• **Source excerpt**:
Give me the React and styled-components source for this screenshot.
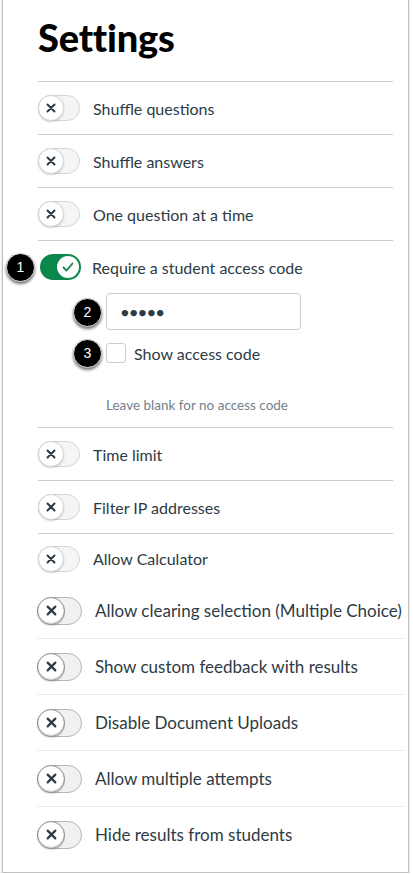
import styled, { createGlobalStyle } from 'styled-components';

const GlobalStyle = createGlobalStyle`
  html, body {
    margin: 0;
    padding: 0;
    background: #ffffff;
  }
  body {
    font-family: Lato, "Liberation Sans", sans-serif;
    color: #2d3b45;
  }
`;

// Outer card, the screenshot is cut off at the top so there is no top border.
const Panel = styled.div`
  width: 407px;
  margin: 0 2px;
  padding: 0 0 10px 35px;
  box-sizing: border-box;
  background: #fff;
  border: 1px solid #c2c2c2;
  border-top: none;
  box-shadow: 0 1px 2px rgba(0, 0, 0, 0.25);
`;

const Title = styled.h1`
  margin: 0;
  padding: 11px 0 18px;
  font-size: 38px;
  line-height: 52px;
  font-weight: 900;
  color: #000;
  letter-spacing: -0.2px;
`;

const Section = styled.div`
  margin-right: ${({ $wide }) => ($wide ? '3px' : '15px')};
  margin-left: ${({ $wide }) => ($wide ? '-1px' : '0')};
  border-top: ${({ $wide }) => ($wide ? 'none' : '1px solid #c7cdd1')};
`;

const Row = styled.div`
  display: flex;
  align-items: center;
  gap: ${({ $indent }) => ($indent ? 11 : 13)}px;
  height: ${({ $h }) => $h}px;
  padding-left: ${({ $indent }) => $indent || 0}px;
  border-bottom: ${({ $line }) => $line || 'none'};
  font-size: ${({ $wide }) => ($wide ? '17px' : '16px')};
`;

const Label = styled.span`
  white-space: nowrap;
`;

const Block = styled.div`
  border-bottom: 1px solid #c7cdd1;
`;

const Sub = styled.div`
  padding: 0 0 14px 68px;
`;

// Wraps a control so its numbered callout can sit over the left side.
const Anchor = styled.div`
  position: relative;
  flex: none;
  width: fit-content;
`;

const Badge = styled.span`
  position: absolute;
  top: 50%;
  left: ${({ $left }) => $left}px;
  width: 29px;
  height: 29px;
  margin-top: -14px;
  border-radius: 50%;
  background: #000;
  color: #fff;
  font-family: "Liberation Sans", Arial, sans-serif;
  font-size: 14px;
  line-height: 27px;
  text-align: center;
  box-shadow: 0 2px 3px rgba(0, 0, 0, 0.55);
  border: 1px solid #e0e0e0;
  box-sizing: border-box;
`;

const Track = styled.span`
  display: flex;
  flex: none;
  align-items: center;
  box-sizing: border-box;
  width: ${({ $big }) => ($big ? 45 : 42)}px;
  height: ${({ $big }) => ($big ? 28 : 26)}px;
  border-radius: 14px;
  border: 1px solid ${({ $big }) => ($big ? '#b6b6b6' : '#d3d7da')};
  background: ${({ $big }) => ($big ? '#f1f1f1' : '#f5f5f5')};
`;

const Knob = styled.span`
  display: flex;
  flex: none;
  align-items: center;
  justify-content: center;
  box-sizing: border-box;
  width: ${({ $big }) => ($big ? 28 : 26)}px;
  height: ${({ $big }) => ($big ? 28 : 26)}px;
  margin: -1px;
  border-radius: 50%;
  background: #fff;
  border: ${({ $big }) => ($big ? '1.5px solid #8e8e8e' : '1px solid #d3d7da')};
  box-shadow: ${({ $big }) =>
    $big ? 'inset 0 -1px 2px rgba(0,0,0,0.2), 0 1px 1px rgba(0,0,0,0.15)' : '0 1px 2px rgba(0,0,0,0.18)'};
`;

const OnTrack = styled.span`
  display: flex;
  align-items: center;
  justify-content: flex-end;
  box-sizing: border-box;
  width: 41px;
  height: 26px;
  padding: 2px;
  border-radius: 13px;
  background: #0b874b;
`;

const OnKnob = styled.span`
  display: flex;
  align-items: center;
  justify-content: center;
  width: 22px;
  height: 22px;
  border-radius: 50%;
  background: #fff;
`;

const Input = styled.div`
  display: flex;
  align-items: center;
  box-sizing: border-box;
  width: 195px;
  height: 37px;
  padding-left: 14px;
  border: 1px solid #c7cdd1;
  border-radius: 4px;
  font-size: 13px;
  letter-spacing: 1px;
  color: #2d3b45;
`;

const CheckRow = styled.div`
  display: flex;
  align-items: center;
  gap: 8px;
  margin-top: 13px;
  height: 20px;
  font-size: 16px;
`;

const Box = styled.span`
  display: block;
  width: 20px;
  height: 20px;
  box-sizing: border-box;
  border: 1px solid #c7cdd1;
  border-radius: 3px;
  background: #fff;
`;

const Hint = styled.div`
  margin-top: 34px;
  font-size: 13.5px;
  line-height: 16px;
  color: #73818c;
`;

const XIcon = ({ size = 10 }) => (
  <svg width={size} height={size} viewBox="0 0 10 10">
    <path d="M1.5 1.5 L8.5 8.5 M8.5 1.5 L1.5 8.5" stroke="#2d3b45" strokeWidth="2" strokeLinecap="round" />
  </svg>
);

const Toggle = ({ big }) => (
  <Track $big={big}>
    <Knob $big={big}>
      <XIcon size={big ? 11 : 10} />
    </Knob>
  </Track>
);

const first = ['Shuffle questions', 'Shuffle answers', 'One question at a time'];
const middle = ['Time limit', 'Filter IP addresses', 'Allow Calculator'];
const second = [
  'Allow clearing selection (Multiple Choice)',
  'Show custom feedback with results',
  'Disable Document Uploads',
  'Allow multiple attempts',
  'Hide results from students',
];

export default function App() {
  return (
    <>
      <GlobalStyle />
      <Panel>
        <Title>Settings</Title>
        <Section>
          {first.map((t) => (
            <Row key={t} $h={52} $line="1px solid #c7cdd1">
              <Toggle />
              <Label>{t}</Label>
            </Row>
          ))}
          <Block>
            <Row $h={52} $indent={2}>
              <Anchor>
                <Badge $left={-34}>1</Badge>
                <OnTrack>
                  <OnKnob>
                    <svg width="12" height="12" viewBox="0 0 12 12">
                      <path d="M1.5 6.5 L4.5 9.5 L10.5 2.5" fill="none" stroke="#0b874b" strokeWidth="1.8" strokeLinecap="round" strokeLinejoin="round" />
                    </svg>
                  </OnKnob>
                </OnTrack>
              </Anchor>
              <Label>Require a student access code</Label>
            </Row>
            <Sub>
              <Anchor>
                <Badge $left={-33}>2</Badge>
                <Input>●●●●●</Input>
              </Anchor>
              <CheckRow>
                <Anchor>
                  <Badge $left={-33}>3</Badge>
                  <Box />
                </Anchor>
                <Label>Show access code</Label>
              </CheckRow>
              <Hint>Leave blank for no access code</Hint>
            </Sub>
          </Block>
          {middle.map((t, i) => (
            <Row key={t} $h={i === 2 ? 49 : 52} $line={i === 2 ? 'none' : '1px solid #c7cdd1'}>
              <Toggle />
              <Label>{t}</Label>
            </Row>
          ))}
        </Section>
        <Section $wide>
          {second.map((t, i) => (
            <Row
              key={t}
              $wide
              $h={55}
              $line={i === second.length - 1 ? 'none' : '1px solid #ebebeb'}
            >
              <Toggle big />
              <Label>{t}</Label>
            </Row>
          ))}
        </Section>
      </Panel>
    </>
  );
}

• **What to do**: Repeat all the data as it stands, dropping any images it holds.

• **Solution for this task**:
Give me the React and styled-components source for this screenshot.
import styled, { createGlobalStyle } from 'styled-components';

const GlobalStyle = createGlobalStyle`
  html, body {
    margin: 0;
    padding: 0;
    background: #ffffff;
  }
  body {
    font-family: Lato, "Liberation Sans", sans-serif;
    color: #2d3b45;
  }
`;

// Outer card, the screenshot is cut off at the top so there is no top border.
const Panel = styled.div`
  width: 407px;
  margin: 0 2px;
  padding: 0 0 10px 35px;
  box-sizing: border-box;
  background: #fff;
  border: 1px solid #c2c2c2;
  border-top: none;
  box-shadow: 0 1px 2px rgba(0, 0, 0, 0.25);
`;

const Title = styled.h1`
  margin: 0;
  padding: 11px 0 18px;
  font-size: 38px;
  line-height: 52px;
  font-weight: 900;
  color: #000;
  letter-spacing: -0.2px;
`;

const Section = styled.div`
  margin-right: ${({ $wide }) => ($wide ? '3px' : '15px')};
  margin-left: ${({ $wide }) => ($wide ? '-1px' : '0')};
  border-top: ${({ $wide }) => ($wide ? 'none' : '1px solid #c7cdd1')};
`;

const Row = styled.div`
  display: flex;
  align-items: center;
  gap: ${({ $indent }) => ($indent ? 11 : 13)}px;
  height: ${({ $h }) => $h}px;
  padding-left: ${({ $indent }) => $indent || 0}px;
  border-bottom: ${({ $line }) => $line || 'none'};
  font-size: ${({ $wide }) => ($wide ? '17px' : '16px')};
`;

const Label = styled.span`
  white-space: nowrap;
`;

const Block = styled.div`
  border-bottom: 1px solid #c7cdd1;
`;

const Sub = styled.div`
  padding: 0 0 14px 68px;
`;

// Wraps a control so its numbered callout can sit over the left side.
const Anchor = styled.div`
  position: relative;
  flex: none;
  width: fit-content;
`;

const Badge = styled.span`
  position: absolute;
  top: 50%;
  left: ${({ $left }) => $left}px;
  width: 29px;
  height: 29px;
  margin-top: -14px;
  border-radius: 50%;
  background: #000;
  color: #fff;
  font-family: "Liberation Sans", Arial, sans-serif;
  font-size: 14px;
  line-height: 27px;
  text-align: center;
  box-shadow: 0 2px 3px rgba(0, 0, 0, 0.55);
  border: 1px solid #e0e0e0;
  box-sizing: border-box;
`;

const Track = styled.span`
  display: flex;
  flex: none;
  align-items: center;
  box-sizing: border-box;
  width: ${({ $big }) => ($big ? 45 : 42)}px;
  height: ${({ $big }) => ($big ? 28 : 26)}px;
  border-radius: 14px;
  border: 1px solid ${({ $big }) => ($big ? '#b6b6b6' : '#d3d7da')};
  background: ${({ $big }) => ($big ? '#f1f1f1' : '#f5f5f5')};
`;

const Knob = styled.span`
  display: flex;
  flex: none;
  align-items: center;
  justify-content: center;
  box-sizing: border-box;
  width: ${({ $big }) => ($big ? 28 : 26)}px;
  height: ${({ $big }) => ($big ? 28 : 26)}px;
  margin: -1px;
  border-radius: 50%;
  background: #fff;
  border: ${({ $big }) => ($big ? '1.5px solid #8e8e8e' : '1px solid #d3d7da')};
  box-shadow: ${({ $big }) =>
    $big ? 'inset 0 -1px 2px rgba(0,0,0,0.2), 0 1px 1px rgba(0,0,0,0.15)' : '0 1px 2px rgba(0,0,0,0.18)'};
`;

const OnTrack = styled.span`
  display: flex;
  align-items: center;
  justify-content: flex-end;
  box-sizing: border-box;
  width: 41px;
  height: 26px;
  padding: 2px;
  border-radius: 13px;
  background: #0b874b;
`;

const OnKnob = styled.span`
  display: flex;
  align-items: center;
  justify-content: center;
  width: 22px;
  height: 22px;
  border-radius: 50%;
  background: #fff;
`;

const Input = styled.div`
  display: flex;
  align-items: center;
  box-sizing: border-box;
  width: 195px;
  height: 37px;
  padding-left: 14px;
  border: 1px solid #c7cdd1;
  border-radius: 4px;
  font-size: 13px;
  letter-spacing: 1px;
  color: #2d3b45;
`;

const CheckRow = styled.div`
  display: flex;
  align-items: center;
  gap: 8px;
  margin-top: 13px;
  height: 20px;
  font-size: 16px;
`;

const Box = styled.span`
  display: block;
  width: 20px;
  height: 20px;
  box-sizing: border-box;
  border: 1px solid #c7cdd1;
  border-radius: 3px;
  background: #fff;
`;

const Hint = styled.div`
  margin-top: 34px;
  font-size: 13.5px;
  line-height: 16px;
  color: #73818c;
`;

const XIcon = ({ size = 10 }) => (
  <svg width={size} height={size} viewBox="0 0 10 10">
    <path d="M1.5 1.5 L8.5 8.5 M8.5 1.5 L1.5 8.5" stroke="#2d3b45" strokeWidth="2" strokeLinecap="round" />
  </svg>
);

const Toggle = ({ big }) => (
  <Track $big={big}>
    <Knob $big={big}>
      <XIcon size={big ? 11 : 10} />
    </Knob>
  </Track>
);

const first = ['Shuffle questions', 'Shuffle answers', 'One question at a time'];
const middle = ['Time limit', 'Filter IP addresses', 'Allow Calculator'];
const second = [
  'Allow clearing selection (Multiple Choice)',
  'Show custom feedback with results',
  'Disable Document Uploads',
  'Allow multiple attempts',
  'Hide results from students',
];

export default function App() {
  return (
    <>
      <GlobalStyle />
      <Panel>
        <Title>Settings</Title>
        <Section>
          {first.map((t) => (
            <Row key={t} $h={52} $line="1px solid #c7cdd1">
              <Toggle />
              <Label>{t}</Label>
            </Row>
          ))}
          <Block>
            <Row $h={52} $indent={2}>
              <Anchor>
                <Badge $left={-34}>1</Badge>
                <OnTrack>
                  <OnKnob>
                    <svg width="12" height="12" viewBox="0 0 12 12">
                      <path d="M1.5 6.5 L4.5 9.5 L10.5 2.5" fill="none" stroke="#0b874b" strokeWidth="1.8" strokeLinecap="round" strokeLinejoin="round" />
                    </svg>
                  </OnKnob>
                </OnTrack>
              </Anchor>
              <Label>Require a student access code</Label>
            </Row>
            <Sub>
              <Anchor>
                <Badge $left={-33}>2</Badge>
                <Input>●●●●●</Input>
              </Anchor>
              <CheckRow>
                <Anchor>
                  <Badge $left={-33}>3</Badge>
                  <Box />
                </Anchor>
                <Label>Show access code</Label>
              </CheckRow>
              <Hint>Leave blank for no access code</Hint>
            </Sub>
          </Block>
          {middle.map((t, i) => (
            <Row key={t} $h={i === 2 ? 49 : 52} $line={i === 2 ? 'none' : '1px solid #c7cdd1'}>
              <Toggle />
              <Label>{t}</Label>
            </Row>
          ))}
        </Section>
        <Section $wide>
          {second.map((t, i) => (
            <Row
              key={t}
              $wide
              $h={55}
              $line={i === second.length - 1 ? 'none' : '1px solid #ebebeb'}
            >
              <Toggle big />
              <Label>{t}</Label>
            </Row>
          ))}
        </Section>
      </Panel>
    </>
  );
}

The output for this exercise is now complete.